Data shown =

▼

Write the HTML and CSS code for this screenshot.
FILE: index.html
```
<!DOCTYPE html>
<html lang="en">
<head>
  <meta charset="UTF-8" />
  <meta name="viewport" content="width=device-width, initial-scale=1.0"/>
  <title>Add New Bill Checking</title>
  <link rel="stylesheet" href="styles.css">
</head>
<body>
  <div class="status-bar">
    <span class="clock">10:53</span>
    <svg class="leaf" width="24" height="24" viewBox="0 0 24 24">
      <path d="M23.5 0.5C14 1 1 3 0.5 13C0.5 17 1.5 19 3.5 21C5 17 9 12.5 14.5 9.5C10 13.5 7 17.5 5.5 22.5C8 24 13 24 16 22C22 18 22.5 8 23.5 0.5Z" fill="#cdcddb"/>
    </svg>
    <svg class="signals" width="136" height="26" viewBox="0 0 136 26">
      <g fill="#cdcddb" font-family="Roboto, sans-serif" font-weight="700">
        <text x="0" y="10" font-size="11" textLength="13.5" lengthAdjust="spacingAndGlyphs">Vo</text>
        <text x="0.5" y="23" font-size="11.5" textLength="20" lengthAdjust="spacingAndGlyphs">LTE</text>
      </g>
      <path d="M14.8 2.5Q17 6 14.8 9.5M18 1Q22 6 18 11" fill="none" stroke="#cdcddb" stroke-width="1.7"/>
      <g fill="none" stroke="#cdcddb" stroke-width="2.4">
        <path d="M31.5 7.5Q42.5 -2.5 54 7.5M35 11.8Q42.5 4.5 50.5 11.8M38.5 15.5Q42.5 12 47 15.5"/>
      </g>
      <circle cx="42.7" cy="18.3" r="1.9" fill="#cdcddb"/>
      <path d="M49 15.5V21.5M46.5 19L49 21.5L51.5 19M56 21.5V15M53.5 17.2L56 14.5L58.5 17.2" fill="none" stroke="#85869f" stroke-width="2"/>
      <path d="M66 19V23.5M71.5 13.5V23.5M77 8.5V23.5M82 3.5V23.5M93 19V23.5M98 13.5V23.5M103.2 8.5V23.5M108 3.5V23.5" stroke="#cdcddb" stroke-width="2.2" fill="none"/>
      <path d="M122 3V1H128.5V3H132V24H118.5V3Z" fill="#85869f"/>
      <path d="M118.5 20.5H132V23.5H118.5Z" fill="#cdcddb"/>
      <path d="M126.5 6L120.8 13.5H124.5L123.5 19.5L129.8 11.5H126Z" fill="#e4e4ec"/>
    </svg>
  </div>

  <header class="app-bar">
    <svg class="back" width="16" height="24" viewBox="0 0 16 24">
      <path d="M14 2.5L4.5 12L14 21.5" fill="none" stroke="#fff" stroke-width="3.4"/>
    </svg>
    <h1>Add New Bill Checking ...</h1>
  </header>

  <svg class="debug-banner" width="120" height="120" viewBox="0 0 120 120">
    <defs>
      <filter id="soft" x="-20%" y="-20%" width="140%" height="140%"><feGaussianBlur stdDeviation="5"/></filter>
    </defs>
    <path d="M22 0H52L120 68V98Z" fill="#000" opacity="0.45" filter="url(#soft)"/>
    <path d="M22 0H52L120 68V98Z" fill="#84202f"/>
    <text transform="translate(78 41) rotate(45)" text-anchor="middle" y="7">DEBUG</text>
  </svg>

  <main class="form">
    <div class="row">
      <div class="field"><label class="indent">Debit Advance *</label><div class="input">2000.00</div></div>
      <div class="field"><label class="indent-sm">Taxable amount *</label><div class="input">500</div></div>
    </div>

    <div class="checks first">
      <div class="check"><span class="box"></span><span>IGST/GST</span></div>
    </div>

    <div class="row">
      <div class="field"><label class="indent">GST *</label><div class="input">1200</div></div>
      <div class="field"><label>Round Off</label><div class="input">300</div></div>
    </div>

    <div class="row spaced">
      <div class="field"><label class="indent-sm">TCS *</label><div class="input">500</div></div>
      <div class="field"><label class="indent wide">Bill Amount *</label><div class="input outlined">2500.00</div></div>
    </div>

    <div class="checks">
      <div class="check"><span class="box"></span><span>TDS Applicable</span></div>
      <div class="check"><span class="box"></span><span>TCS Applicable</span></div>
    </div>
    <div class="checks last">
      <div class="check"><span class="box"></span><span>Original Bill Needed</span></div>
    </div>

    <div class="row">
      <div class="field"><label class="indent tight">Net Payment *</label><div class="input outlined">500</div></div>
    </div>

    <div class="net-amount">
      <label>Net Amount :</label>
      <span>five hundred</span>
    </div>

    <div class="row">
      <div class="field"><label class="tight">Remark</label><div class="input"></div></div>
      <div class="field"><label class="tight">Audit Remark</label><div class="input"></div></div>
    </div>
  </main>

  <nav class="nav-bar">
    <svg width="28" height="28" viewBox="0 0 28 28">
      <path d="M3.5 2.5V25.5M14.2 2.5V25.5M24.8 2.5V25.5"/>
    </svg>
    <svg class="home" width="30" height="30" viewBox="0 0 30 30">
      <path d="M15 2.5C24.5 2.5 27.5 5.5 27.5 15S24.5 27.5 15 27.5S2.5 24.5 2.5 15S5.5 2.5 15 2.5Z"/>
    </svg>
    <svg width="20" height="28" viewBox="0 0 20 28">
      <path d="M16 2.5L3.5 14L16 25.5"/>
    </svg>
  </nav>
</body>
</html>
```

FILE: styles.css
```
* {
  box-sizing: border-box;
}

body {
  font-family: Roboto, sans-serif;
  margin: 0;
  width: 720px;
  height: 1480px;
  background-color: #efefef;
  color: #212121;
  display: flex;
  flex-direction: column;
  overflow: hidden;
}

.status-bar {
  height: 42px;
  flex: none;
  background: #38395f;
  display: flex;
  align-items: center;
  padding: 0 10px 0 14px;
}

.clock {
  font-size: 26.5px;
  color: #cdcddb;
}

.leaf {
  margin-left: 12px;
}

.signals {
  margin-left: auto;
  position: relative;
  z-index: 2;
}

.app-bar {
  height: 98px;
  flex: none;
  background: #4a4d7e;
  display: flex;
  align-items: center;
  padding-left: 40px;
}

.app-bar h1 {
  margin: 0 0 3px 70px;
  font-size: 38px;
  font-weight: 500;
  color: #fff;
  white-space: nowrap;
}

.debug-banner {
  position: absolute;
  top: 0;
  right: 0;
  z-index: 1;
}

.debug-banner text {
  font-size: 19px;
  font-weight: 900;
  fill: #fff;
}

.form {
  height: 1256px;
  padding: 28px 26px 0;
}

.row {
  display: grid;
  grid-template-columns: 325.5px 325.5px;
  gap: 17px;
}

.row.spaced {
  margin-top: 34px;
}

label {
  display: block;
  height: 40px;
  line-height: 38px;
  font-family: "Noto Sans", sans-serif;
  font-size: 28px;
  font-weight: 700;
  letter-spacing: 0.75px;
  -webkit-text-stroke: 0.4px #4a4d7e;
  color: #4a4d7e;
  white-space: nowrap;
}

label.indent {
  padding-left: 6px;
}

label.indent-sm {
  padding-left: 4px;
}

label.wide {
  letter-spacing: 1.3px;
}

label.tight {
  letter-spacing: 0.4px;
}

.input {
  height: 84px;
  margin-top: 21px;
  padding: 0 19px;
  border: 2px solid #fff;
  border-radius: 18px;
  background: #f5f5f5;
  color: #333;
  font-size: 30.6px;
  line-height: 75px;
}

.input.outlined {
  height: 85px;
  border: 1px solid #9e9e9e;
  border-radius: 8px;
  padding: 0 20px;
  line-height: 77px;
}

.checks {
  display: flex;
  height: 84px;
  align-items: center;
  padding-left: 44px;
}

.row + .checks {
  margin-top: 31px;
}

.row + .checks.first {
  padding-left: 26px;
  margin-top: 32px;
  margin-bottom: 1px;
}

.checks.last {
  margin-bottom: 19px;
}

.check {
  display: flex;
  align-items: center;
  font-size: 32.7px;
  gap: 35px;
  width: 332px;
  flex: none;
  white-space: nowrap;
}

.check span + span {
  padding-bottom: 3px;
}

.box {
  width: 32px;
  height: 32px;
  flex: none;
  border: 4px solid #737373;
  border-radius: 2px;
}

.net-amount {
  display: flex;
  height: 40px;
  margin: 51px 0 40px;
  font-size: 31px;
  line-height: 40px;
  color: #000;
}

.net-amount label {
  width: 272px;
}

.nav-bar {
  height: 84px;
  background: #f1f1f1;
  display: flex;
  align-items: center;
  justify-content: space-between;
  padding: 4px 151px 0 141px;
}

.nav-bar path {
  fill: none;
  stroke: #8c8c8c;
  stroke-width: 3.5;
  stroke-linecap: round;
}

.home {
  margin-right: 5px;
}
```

▲
▼

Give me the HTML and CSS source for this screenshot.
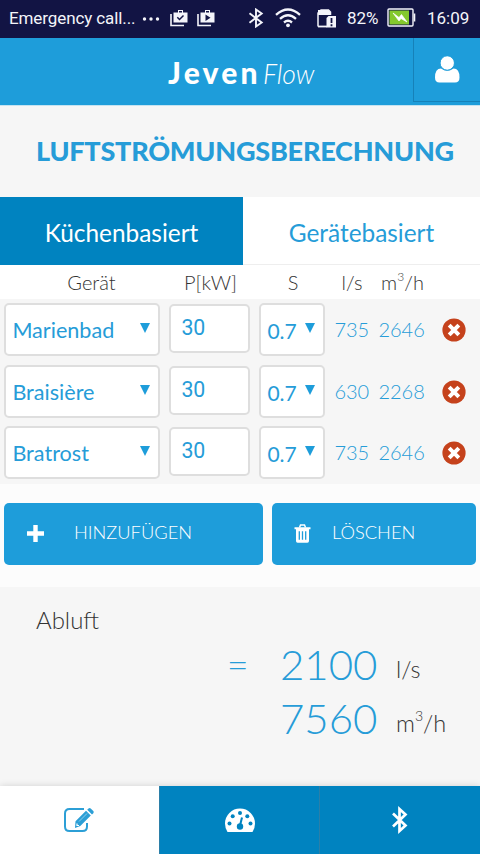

▲

Direction = Using the material above, state how many lines include the string "screenshot". Answer with a single number.

Right answer = 2